También, ocupando un lugar preferencial, digno de quien marcó la tendencia durante las dos series que conformaron la actividad de un domingo inolvidable, Al Unser aguardaba con serenidad el momento de la premiación.

Al Unser y Carlos Pairetti.

Lejos había quedado aquel hombre de coraje desbordante que no había tenido rivales en el mediodía de una jornada memorable, ratificando su condición de número 1, ese que solamente pintan los campeones y que lució con orgullo el natural de Albuquerque en su Colt turbo Ford.
Henry Banks, el comisionado del USAC que se constituyó en el nexo más frecuente con la dirigencia de Atlético, fue el encargado de premiar a Pairetti, antes de que Eduardo Ricotti, el presidente del Club local, haga lo propio con el ganador Al Unser, que lo recibió acompañado por su madre Mary.
Hubo tiempo, además, para realizar el anuncio más esperado: la disputa de la segunda edición de las 300 Indy. La realidad indicaría lo contrario. Diferentes cuestiones, no pudieron hacer realidad ese deseo. Pero el esfuerzo de los locos soñadores de aquel tiempo valió la pena.
La historia, en este nuevo aniversario de aquella gesta, esta vez, la empiezo a repasar desde el final, porque, en definitiva, es la última imagen que guardo de la «Historia de una epopeya», como la reflejé en el título de mi libro.

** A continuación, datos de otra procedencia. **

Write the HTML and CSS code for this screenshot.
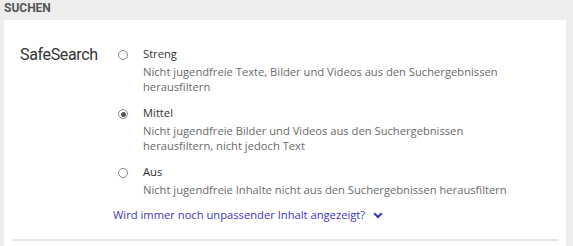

Antes, claro, hubo que transitar por un camino no exento de obstáculos y de dificultades, que los dirigentes fueron superando, con muchísimo sacrificio y con una decisión realmente conmovedora.
Si hasta tuvieron que gestionar un cambio en el traslado de los autos cuando se bajó la estadounidense Braniff y salió al rescate Aerolíneas Argentinas, en un trámite contrarreloj en el tramo final de la cuenta regresiva.
El arribo de las máquinas y de la delegación, en distintos vuelos que aterrizaron en Paraná, a esa altura de los acontecimientos, eran una simple anécdota, que permitirían escribir un nuevo capítulo.
La ciudad y la región, una semana antes de la fecha pactada, acompañó a la caravana mientras se acercaba al destino soñado. La mesa estaba servida y el privilegio de disfrutar de un evento fantástico se acercaba con el mismo vértigo que le imprimirían los pilotos a sus monopostos en un circuito demandante como pocos.
La carrera tuvo un protagonista excluyente, porque el campeón Al Unser se encargó de imponer condiciones de principio a fin. Solo le faltó conseguir el mejor tiempo en la clasificación, que hoy, a 52 años, le permite a Lloyd Ruby seguir ostentando el récord para un óvalo que en ese momento fue más veloz que el mismísimo Indianápolis Motor Speedway.
Aquel domingo 28 de febrero de 1971, los motores de la entonces Fórmula Championship atronaron por última vez en esta Pampa Gringa, quebrando la tranquilidad de un pueblo entrañable para quienes lo seguimos habitando, y hoy, ya transformado en una gran ciudad, lo recordamos con nostalgia.
Finalmente, quiero expresar mi respeto y profundo agradecimiento a quienes hicieron posible la visita de la categoría más veloz del planeta.
A los hombres y mujeres que trabajaron, codo a codo, para que el sueño de unos pocos se pueda convertir en el hecho más importante de nuestra rica historia de deporte motor. Esa de la que cada rafaelino se siente orgulloso y que hoy quise evocar desde una óptica diferente.